Tuesday, July 16, 2013

Alzheimer's: Walking the Walk, and Keepin' On, Keepin' On

It is amazing how the power of coincidence works in our lives.

On Sunday when browsing a local Books-a-Million, I came across an interesting-looking paperback entitled, "The Alzheimer's Prevention Program," by Gary Small, M.D., and his wife Gigi Vorgan, co-authors of "The Memory Bible." I decided to shell out the $14 and added it to my large collection of books about health and fitness.

Yesterday, I got around to registering my team in the October 26 Walk to End Alzheimer's, the Grand Strand version of which will be at the Market Common's Grand Park on the old Air Force Base here. This will be the third year that Dear Wife and I have participated in this event to fight the insidious memory-robbing malady of Alzheimer's (and related forms of dementia). We walk in memory of my parents. Jim and Margaret Holland, and in support of Pat Summitt, the legendary Lady Vols' basketball coach who now is waging a courageous battle against early-onset dementia.

Then today, prominent on the news wires (and all over TV) is the story about research in France indicating that people who keep working instead of retiring at age 65 have a reduced chance of falling prey to Alzheimer's in their senior years. The lead researcher was quoted as saying, "For each additional year of work, the risk of getting dementia is reduced by 3.2 percent."

Avoiding Alzheimer's has never been an obsession with me, even though I might have a genetic predisposition. All of these concurrent happenings reinforce the message I have been trying to impart on this blog -- namely, that the senior years can be a wonderful time filled with great joy. For me, dog-walking, bird-watching, pursuing fitness as best I can, communing with Nature, and enjoying the grandkids' soccer, baseball, and basketball exploits are paramount. And in semi-retirement I continue to write - sometimes for a check, sometimes for pure enjoyment.

It all comes down to staying busy, but having fun doing it. I find this blog to be a blast.

Authors Linda and Richard Eyre said it well when they argued in a May 21 article in the Deseret News that folks in their 60s are at the peak of their powers and potential (I am in my 70s, but I refuse to be left out):

"Think about it. You may have lost a step or two on the tennis court or added a few strokes on the golf course but you have never, ever had more smarts, more experience, more contacts, more insights, more resources, more access, more awareness, or more perspective than you do right now.

"And we'll bet you also have more of some less tangible things like savvy, discernment, and simple appreciation for simple things.

"The biggest joys of all are likely your family. Is there anything greater than grandparenting?

"For every little bit you have lost physically, you have gained bundles mentally, socially, emotionally, and probably spiritually. And who wouldn't trade bits for bundles?"

The Eyres go on to say that even lost "bits" may be recovered -- for example, through a concerted effort to get into better physical shape or perhaps to mend relationships that became frayed years ago.

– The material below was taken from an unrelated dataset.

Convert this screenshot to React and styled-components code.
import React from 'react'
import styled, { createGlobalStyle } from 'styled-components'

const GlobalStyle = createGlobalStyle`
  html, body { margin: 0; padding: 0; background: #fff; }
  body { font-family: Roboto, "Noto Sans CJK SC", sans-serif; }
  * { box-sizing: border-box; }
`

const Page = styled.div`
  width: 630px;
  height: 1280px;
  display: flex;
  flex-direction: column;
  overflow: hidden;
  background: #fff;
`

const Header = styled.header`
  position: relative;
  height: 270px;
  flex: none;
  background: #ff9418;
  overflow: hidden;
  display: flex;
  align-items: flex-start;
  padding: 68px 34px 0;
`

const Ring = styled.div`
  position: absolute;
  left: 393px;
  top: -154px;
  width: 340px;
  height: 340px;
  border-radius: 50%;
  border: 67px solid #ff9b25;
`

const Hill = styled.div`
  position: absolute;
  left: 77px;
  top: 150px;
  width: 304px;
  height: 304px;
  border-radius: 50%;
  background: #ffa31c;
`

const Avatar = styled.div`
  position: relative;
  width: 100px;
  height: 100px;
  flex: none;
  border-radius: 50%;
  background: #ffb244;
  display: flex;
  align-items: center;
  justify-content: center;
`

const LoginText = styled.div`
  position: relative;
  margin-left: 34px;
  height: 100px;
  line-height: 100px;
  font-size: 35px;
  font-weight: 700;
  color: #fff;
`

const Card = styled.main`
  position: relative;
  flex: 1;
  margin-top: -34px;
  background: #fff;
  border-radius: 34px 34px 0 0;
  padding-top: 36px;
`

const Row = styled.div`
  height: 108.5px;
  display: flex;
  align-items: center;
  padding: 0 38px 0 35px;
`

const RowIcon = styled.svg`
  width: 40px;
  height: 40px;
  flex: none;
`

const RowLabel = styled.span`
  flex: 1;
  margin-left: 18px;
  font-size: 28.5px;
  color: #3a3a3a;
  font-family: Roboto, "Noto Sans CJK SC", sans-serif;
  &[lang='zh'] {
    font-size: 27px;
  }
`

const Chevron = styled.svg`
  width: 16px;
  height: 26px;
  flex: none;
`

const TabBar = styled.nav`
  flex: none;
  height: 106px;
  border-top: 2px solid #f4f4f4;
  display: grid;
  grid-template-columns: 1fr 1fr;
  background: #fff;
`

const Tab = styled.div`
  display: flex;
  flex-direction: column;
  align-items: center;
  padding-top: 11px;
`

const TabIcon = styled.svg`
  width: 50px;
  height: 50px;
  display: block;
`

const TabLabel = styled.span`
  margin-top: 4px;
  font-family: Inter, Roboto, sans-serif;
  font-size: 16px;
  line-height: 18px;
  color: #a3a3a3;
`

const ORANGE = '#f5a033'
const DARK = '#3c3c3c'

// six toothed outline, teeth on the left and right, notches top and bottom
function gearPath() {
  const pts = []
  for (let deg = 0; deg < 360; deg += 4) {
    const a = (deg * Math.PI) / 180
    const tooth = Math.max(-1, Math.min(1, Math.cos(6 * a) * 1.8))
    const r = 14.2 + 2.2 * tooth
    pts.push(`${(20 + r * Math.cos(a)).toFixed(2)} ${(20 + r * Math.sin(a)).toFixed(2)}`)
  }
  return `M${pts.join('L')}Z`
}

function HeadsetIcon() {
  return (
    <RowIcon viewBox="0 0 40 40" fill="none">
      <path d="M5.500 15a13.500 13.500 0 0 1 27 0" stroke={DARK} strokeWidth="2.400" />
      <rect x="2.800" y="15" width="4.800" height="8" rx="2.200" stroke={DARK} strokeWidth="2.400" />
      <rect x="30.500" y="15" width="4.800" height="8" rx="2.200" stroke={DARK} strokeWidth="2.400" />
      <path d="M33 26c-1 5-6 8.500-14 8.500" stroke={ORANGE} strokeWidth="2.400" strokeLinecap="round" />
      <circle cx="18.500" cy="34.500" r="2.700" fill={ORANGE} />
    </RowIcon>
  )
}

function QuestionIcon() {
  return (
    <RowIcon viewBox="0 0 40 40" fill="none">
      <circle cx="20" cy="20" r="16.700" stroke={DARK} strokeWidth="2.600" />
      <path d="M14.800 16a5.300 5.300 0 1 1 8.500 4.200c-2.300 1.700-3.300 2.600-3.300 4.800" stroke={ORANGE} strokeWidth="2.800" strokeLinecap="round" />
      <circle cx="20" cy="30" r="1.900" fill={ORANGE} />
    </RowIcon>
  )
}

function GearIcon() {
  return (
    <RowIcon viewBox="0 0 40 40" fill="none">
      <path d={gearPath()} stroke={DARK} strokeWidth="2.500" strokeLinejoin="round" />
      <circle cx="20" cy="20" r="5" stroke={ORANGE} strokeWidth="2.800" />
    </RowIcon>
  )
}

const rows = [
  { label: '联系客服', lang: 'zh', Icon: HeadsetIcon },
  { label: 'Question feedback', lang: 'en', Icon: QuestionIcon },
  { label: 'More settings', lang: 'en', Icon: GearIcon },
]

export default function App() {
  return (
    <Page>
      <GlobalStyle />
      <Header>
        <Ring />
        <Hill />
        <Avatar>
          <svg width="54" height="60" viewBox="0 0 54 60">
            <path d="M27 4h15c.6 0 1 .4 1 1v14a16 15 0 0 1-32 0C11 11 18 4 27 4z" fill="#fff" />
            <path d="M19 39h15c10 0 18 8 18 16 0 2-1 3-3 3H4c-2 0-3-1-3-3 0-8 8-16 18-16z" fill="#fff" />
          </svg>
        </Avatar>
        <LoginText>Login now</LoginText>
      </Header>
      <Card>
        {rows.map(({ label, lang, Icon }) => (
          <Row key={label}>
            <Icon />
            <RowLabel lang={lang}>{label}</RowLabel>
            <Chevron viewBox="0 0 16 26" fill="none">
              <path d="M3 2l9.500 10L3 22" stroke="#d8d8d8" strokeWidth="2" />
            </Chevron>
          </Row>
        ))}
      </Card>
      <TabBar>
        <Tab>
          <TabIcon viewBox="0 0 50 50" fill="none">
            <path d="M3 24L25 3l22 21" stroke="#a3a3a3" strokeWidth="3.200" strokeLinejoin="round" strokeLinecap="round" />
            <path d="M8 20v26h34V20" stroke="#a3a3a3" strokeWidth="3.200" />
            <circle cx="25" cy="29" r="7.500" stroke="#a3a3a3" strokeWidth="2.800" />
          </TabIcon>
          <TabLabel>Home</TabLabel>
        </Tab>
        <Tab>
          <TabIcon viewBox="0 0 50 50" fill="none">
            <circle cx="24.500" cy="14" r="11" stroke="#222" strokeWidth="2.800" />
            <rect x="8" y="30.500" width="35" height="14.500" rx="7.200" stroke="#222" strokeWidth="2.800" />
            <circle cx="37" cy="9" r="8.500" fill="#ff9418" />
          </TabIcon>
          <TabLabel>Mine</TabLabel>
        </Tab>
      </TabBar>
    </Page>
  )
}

But what of Alzheimer's or related forms of dementia? Can we of the silver-haired set really stave it off, or is it something that inevitably afflicts millions, often without a lot of warning?

The Alzheimer's Prevention Program developed by Gary Small of the UCLA Longevity Center doesn't promise immunity, as I understand it from my initial browsing. Rather, it suggests that through systematic attention to physical exercise, brain nutrition, mental workouts including strengthening of memory skills, and stress reduction you may well be able to reduce your risk and stay ahead of Alzheimer's possible advance. The book cites research indicating that a well-rounded healthy lifestyle "may delay the onset of symptoms for a certain number of years." It continues:

 "A recent study indicated that physical exercise several times a week over a two-year period lowered a person's future risk for memory decline by 46 percent. Eating antioxidant fruits and vegetables such as blueberries and broccoli for a four-year period reduced dementia risk by 44 percent. People who spent time doing complex mental tasks during midlife decreased their dementia risk by as much as 48 percent."

Although I have not yet read the book start to finish, I find it packed with useful information about nutrition, exercise, and especially mental workouts. No doubt I will be quoting it in future blogposts. I confess to feeling an certain unease, however, about memory tests that may give some clue if you are starting to have problems. Perhaps my reaction is similar to that of people who cringe at the thought of genetic testing that might indicate if you are predisposed to Alzheimer's.  Would one be happier knowing or not knowing?

My philosophy is to stay busy enjoying life. Be happy, keep walking, and find alternatives to broccoli if you really can't stomach it.